1. A compound selected from Formula I, N-oxides and salts thereof :

Followed by Markush definitions of each variable covering almost 4 pages of the opinion. The Petitioner asserted, the PTAB agreed, and patentee did not deny that the claims cover over a billion compounds. The PTAB found on a largely undisputed record that the level of skill in the art was relatively high but the art unpredictable. The PTAB also found that Q1, Q2, R1, and R6 groups alone each recite well over a thousand possible independent options. The issue was then the degree of guidance provided in the specification for practicing the full scope of the claims.

    The PTAB noted that the specification provides no disclosure of the compounds’ mode of action. The PTAB acknowledged that the patentee need disclose an invention’s mode of action citing Alcon Research Ltd. v. Barr Labs., Inc., 745 F.3d 1180, 1190 (Fed. Cir. 2014). The Patent Owner admitted that without this information to practice the full scope of the claims, ordinarily skilled artisans must engage in iterative QSAR modeling to develop a structure-activity relationship themselves. The evidence was that knowledge of the mode of action would have assisted in the QSAR modeling process. The Patent Owner’s expert testimony to the contrary was rejected on this point because almost half of its expert’s 150-plus publications provided a mode of action and only a few provided QSARs for herbicides.

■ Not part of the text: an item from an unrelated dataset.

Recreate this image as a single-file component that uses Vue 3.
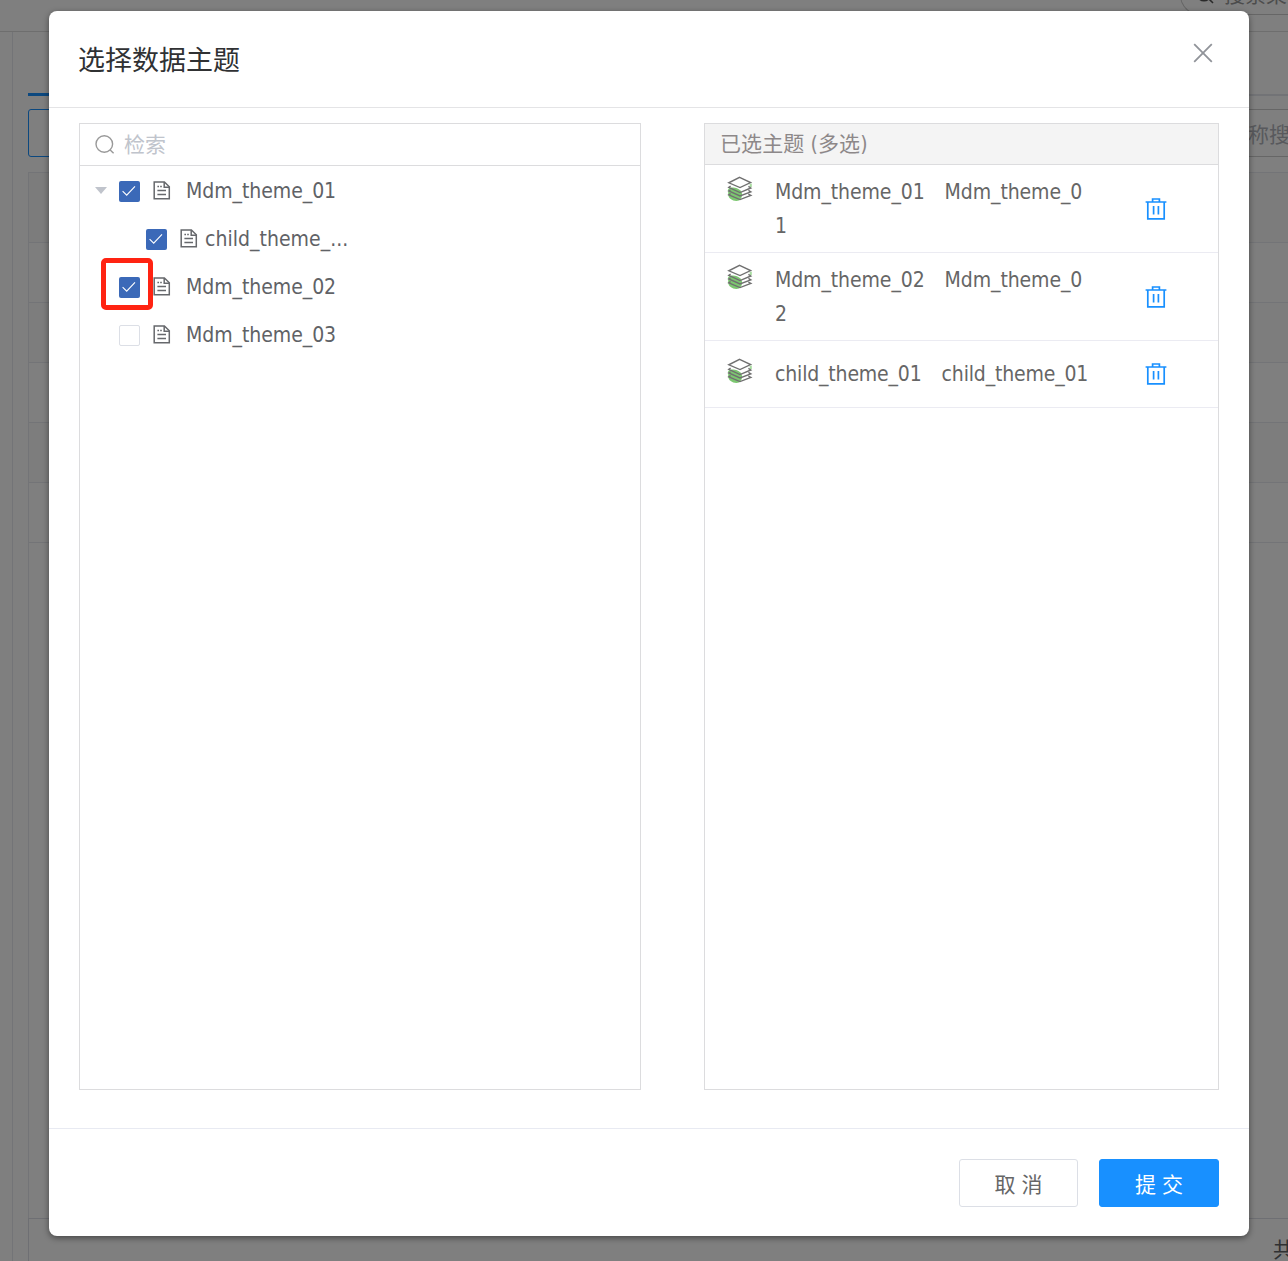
<script setup>
import { ref } from 'vue'

const tree = ref([
  { label: 'Mdm_theme_01', checked: true, open: true, child: false },
  { label: 'child_theme_...', checked: true, open: false, child: true },
  { label: 'Mdm_theme_02', checked: true, open: false, child: false, marked: true },
  { label: 'Mdm_theme_03', checked: false, open: false, child: false }
])

const selected = ref([
  { code: 'Mdm_theme_01', name: 'Mdm_theme_01' },
  { code: 'Mdm_theme_02', name: 'Mdm_theme_02' },
  { code: 'child_theme_01', name: 'child_theme_01' }
])

const tableRows = [0, 1, 2, 3, 4]
</script>

<template>
  <div class="app">
    <div class="page">
      <div class="topbar">
        <div class="top-search">
          <svg width="18" height="18" viewBox="0 0 18 18" fill="none" stroke="#555" stroke-width="1.6">
            <circle cx="8" cy="8" r="6.8" /><path d="M13 13l4 4" />
          </svg>
          <span>搜索菜单</span>
        </div>
      </div>
      <div class="body">
        <div class="side"></div>
        <div class="main">
          <div class="tabs"><div class="tab"></div></div>
          <div class="tools">
            <div class="tool-btn"></div>
            <div class="tool-search">称搜索</div>
          </div>
          <div class="table">
            <div class="thead"></div>
            <div v-for="r in tableRows" :key="r" class="trow"></div>
          </div>
          <div class="pager">共 5 条</div>
        </div>
      </div>
    </div>

    <div class="mask">
      <div class="dialog">
        <header class="head">
          <h1>选择数据主题</h1>
          <svg class="close" width="20" height="20" viewBox="0 0 20 20" fill="none" stroke="#909399" stroke-width="1.8">
            <path d="M1.2 1.2L18.8 18.8M18.8 1.2L1.2 18.8" />
          </svg>
        </header>

        <div class="content">
          <section class="panel left">
            <div class="search">
              <svg width="20" height="20" viewBox="0 0 20 20" fill="none" stroke="#999" stroke-width="1.4">
                <circle cx="9.3" cy="9" r="8.3" /><path d="M15.2 14.9L18.6 18.2" />
              </svg>
              <span>检索</span>
            </div>
            <div v-for="n in tree" :key="n.label" class="node" :class="{ child: n.child }">
              <span class="caret"><i v-if="n.open"></i></span>
              <span class="check" :class="{ on: n.checked }">
                <svg v-if="n.checked" width="21" height="21" viewBox="0 0 21 21" fill="none" stroke="#fff" stroke-width="1.1">
                  <path d="M3.6 10.2L7.7 14.2L16 5.4" />
                </svg>
                <span v-if="n.marked" class="marker"></span>
              </span>
              <svg class="doc" width="18" height="19" viewBox="0 0 18 19" fill="none" stroke="#66686c" stroke-width="1.5">
                <path d="M1.2 .9H11.4L16.3 5.8V17.8H1.2Z" />
                <path d="M11.2 1V6.2H16.2M4.4 5.6H6M7.2 5.6H8.8M4.4 9.6H13M4.4 13.5H13" />
              </svg>
              <span class="label">{{ n.label }}</span>
            </div>
          </section>

          <section class="panel right">
            <div class="caption">已选主题 (多选)</div>
            <div v-for="s in selected" :key="s.code" class="item">
              <div class="info">
                <svg class="layers" width="26" height="26" viewBox="0 0 26 26" fill="none">
                  <path d="M1.2 13C5 10.5 10 11.5 13.5 14.5C16 17.5 15.5 22 12 24.5C7 26 1.2 23 1.2 18.5Z" fill="#7cc770" />
                  <path d="M22.5 8l2.3-.6v3.6l-1.8.8z" fill="#a9dda1" />
                  <g stroke="#707070" stroke-width="1.4">
                    <path d="M12.6 1.4L23.6 6.6L13 11.6L1.8 6.8Z" fill="#fff" />
                    <path d="M3.6 10.2L1.8 11.4L13 16.6L23.8 12L21.4 10.4" />
                    <path d="M3.6 14L1.8 15L13 20L23.8 15.8L21.4 14.4M3.6 17.6L1.8 18.8L13 23.6L23.8 19.4L21.4 18.2" />
                  </g>
                </svg>
                <p class="names"><span>{{ s.code }}</span><span class="second">{{ s.name }}</span></p>
              </div>
              <svg class="trash" width="22" height="22" viewBox="0 0 22 22" fill="none" stroke="#1890ff" stroke-width="1.7">
                <path d="M.6 4H21.4M7.6 4V1H14.4V4M2.8 4V20.8H19.2V4" />
                <path d="M8.6 8V16.6M13.4 8V16.6" />
              </svg>
            </div>
          </section>
        </div>

        <footer class="foot">
          <button class="btn">取 消</button>
          <button class="btn primary">提 交</button>
        </footer>
      </div>
    </div>
  </div>
</template>

<style>
html, body { margin: 0; overflow: hidden; }
</style>

<style scoped>
* { box-sizing: border-box; }
.app {
  position: relative;
  width: 1288px;
  height: 1261px;
  overflow: hidden;
  font-family: "DejaVu Sans Condensed", "Noto Sans CJK SC", sans-serif;
  font-size: 21px;
  color: #606266;
}
.page { height: 1261px; display: flex; flex-direction: column; background: #fff; overflow: hidden; }
.topbar { height: 32px; flex: none; border-bottom: 1px solid #dcdcdc; display: flex; justify-content: flex-end; }
.top-search {
  width: 109px; height: 41px; margin-top: -26px; margin-right: -1px;
  border: 1px solid #ccc; border-right: 0; border-radius: 20px 0 0 20px;
  display: flex; align-items: flex-end; gap: 10px; padding: 0 0 7px 15px;
  color: #999; line-height: 24px; white-space: nowrap; overflow: hidden;
}
.top-search svg { flex: none; margin-bottom: 3px; }
.body { flex: 1; display: flex; min-height: 0; }
.side { width: 13px; border-right: 1px solid #e6e8ee; }
.main { flex: 1; min-width: 0; padding-left: 15px; display: flex; flex-direction: column; }
.tabs { height: 64px; flex: none; border-bottom: 2px solid #e4e7ed; display: flex; align-items: flex-end; }
.tab { width: 120px; height: 3px; margin-bottom: -2px; background: #1890ff; }
.tools { margin-top: 13px; height: 48px; flex: none; display: flex; justify-content: space-between; }
.tool-btn { width: 120px; border: 1px solid #1890ff; border-radius: 3px; }
.tool-search {
  width: 240px; border: 1px solid #ccc; border-right: 0; padding-left: 199px;
  line-height: 50px; color: #b0b3ba; white-space: nowrap; overflow: hidden;
}
.table { margin-top: 15px; flex: 1; border: 1px solid #e6e8ee; border-width: 1px 0 0 1px; }
.thead { height: 70px; background: #f9f9f9; border-bottom: 1px solid #e6e8ee; }
.trow { height: 60px; border-bottom: 1px solid #e6e8ee; }
.trow:nth-child(odd) { background: #fafafa; }
.trow:nth-child(2) { background: #fcfcfc; }
.pager { height: 43px; flex: none; border: 1px solid #dcdfe6; border-width: 1px 0 0 1px; padding-left: 1244px; line-height: 63px; white-space: nowrap; overflow: hidden; }

.mask { position: absolute; inset: 0; background: rgba(0, 0, 0, .5); padding: 11px 39px 25px 49px; }
.dialog {
  height: 1225px; background: #fff; border-radius: 8px;
  box-shadow: 0 2px 6px rgba(0, 0, 0, .45);
  display: flex; flex-direction: column;
}
.head { height: 97px; flex: none; border-bottom: 1px solid #e4e4e6; display: flex; justify-content: space-between; padding: 30px 36px 0 29px; }
.head h1 { margin: 0; font-size: 27px; font-weight: 400; line-height: 40px; color: #303133; }
.close { margin-top: 2px; }
.content { flex: 1; display: flex; justify-content: space-between; padding: 15px 30px 38px; min-height: 0; }
.panel { border: 1px solid #dcdcde; }
.left { width: 562px; }
.right { width: 515px; }
.search { height: 42px; border-bottom: 1px solid #dcdcde; display: flex; align-items: center; gap: 9px; padding: 0 15px; line-height: 41px; color: #c0c4cc; }
.search span { padding-top: 1px; height: 41px; }
.node { height: 48px; display: flex; align-items: center; padding-left: 15px; line-height: 48px; }
.caret { width: 24px; display: flex; padding-top: 1px; }
.caret i { border: 6px solid transparent; border-top: 7px solid #c0c4cc; border-bottom: 0; }
.check { position: relative; width: 21px; height: 21px; margin-top: 2px; border: 1px solid #dcdfe6; border-radius: 2px; }
.check.on { border: 0; background: #3b69b8; }
.check svg { display: block; }
.doc { margin-left: 13px; }
.label { margin-left: 15px; padding-top: 2px; letter-spacing: -.05px; }
.child .caret { width: 51px; }
.child .label { margin-left: 7px; letter-spacing: .03px; }
.marker { position: absolute; left: -18px; top: -19px; width: 52px; height: 52px; border: 5px solid #ff2312; border-radius: 5px; z-index: 1; }
.caption { height: 41px; background: #f4f4f4; border-bottom: 1px solid #dcdcde; padding-left: 15px; line-height: 41px; color: #8d8889; letter-spacing: .1px; }
.item { min-height: 67px; padding: 10px 51px 9px 22px; border-bottom: 1px solid #ebebf2; display: flex; align-items: center; justify-content: space-between; }
.item:last-child { padding-top: 9px; padding-bottom: 10px; }
.info { display: flex; align-items: flex-start; }
.layers { margin-top: 1px; }
.names { margin: 0 0 0 22px; width: 316px; line-height: 34px; word-break: break-all; letter-spacing: -.09px; color: #666; }
.item:last-child .names { letter-spacing: -.16px; }
.second { margin-left: 20px; }
.foot { height: 108px; flex: none; border-top: 1px solid #e8eaf2; display: flex; justify-content: flex-end; gap: 21px; padding: 30px 30px 0; }
.btn { width: 119px; height: 48px; padding: 0; border: 1px solid #dcdfe6; border-radius: 3px; background: #fff; font: inherit; color: #666; }
.primary { width: 120px; background: #1890ff; border-color: #1890ff; color: #fff; }
</style>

    The ‘202 patent specification had over 350 examples of synthesizing compounds and herbicidal activity for 335 of the compounds. The PTAB noted that the Patent Owner correctly argued there was no requirement either (1) the Specification to disclose testing of “each” claimed compound and modifying of “each” claimed variable, or (2) that an ordinarily skilled artisan know in advance precisely all the compounds that will show herbicidal activity. But that the law required that that “the specification must contain sufficient disclosure to enable an ordinarily skilled artisan to make and use the entire scope of the claimed invention at the time of filing,” citing MagSil Corp. v. Hitachi Global Storage Techs., Inc., 687 F.3d 1377, 1382 (Fed. Cir. 2012) (emphasis added). The PTAB then framed the question as be whether the ‘202 patent examples demonstrated variation sufficient to guide the selection and use of non-exemplified compounds within the scope of the claims.

    The examples were not the Patent Owner’s friend. The examples demonstrated that some of compounds with a pyrazole group, a member of the Markush group, at Q1 had little or no utility as herbicides. Only the compounds with Phenyl or substituted phenyl at these positions demonstrated herbicidal activity. PTAB noted that thousands of heterocyclic groups were possible at R1 none of which were exemplified other than the pyrazoles some of which were inactive. One-third of the compounds where Q2 was not a phenyl group showed no activity. Similar issues existed for other variables on the claimed herbicides.

    The Patent Owner sought to justify the limited scope of the examples by arguing that early filing of an application with a disclosure of novel compounds is to be encouraged. The PTAB rejected the argument based on In re Surrey, 370 F.2d 349, 355 (CCPA 1966) that one is “not entitled to a claim for a large group of compounds merely on the basis of showing that a selected few are useful and a general suggestion of a similar utility in the others.”  The PTAB also relied on MagSil, 687 F.3d at 1381 for the proposition that enablement prevents “overbroad claiming that might otherwise attempt to cover more than was actually invented.”

    The takeaway is that one needs to reasonably assure that all members of Markush group have the recited utility whether claimed or not in the unpredictable arts. While actual experiments are not mandatory some method must be employed. Complicating the Patent Owner’s challenge was that the patent claims asserted that the claimed compounds were herbicides. Based on the PTAB’s reasoning, even had the claims been silent as to utility, the enablement requirement would still have been issue since the 35 U.S.C. §112(a) requires “. . . and of the manner making and using it, in such full, clear, concise, and exact terms as to enable any person skilled in the art to which it pertains, or with which it is most nearly connected, to make and use the same, . . ..” When presenting Markush claims one should present claims of varying scope with at least some derived from compounds demonstrated to have the use recited. That is, the inventors can explain why the members of the reduced group would function similarly to the exemplified ones.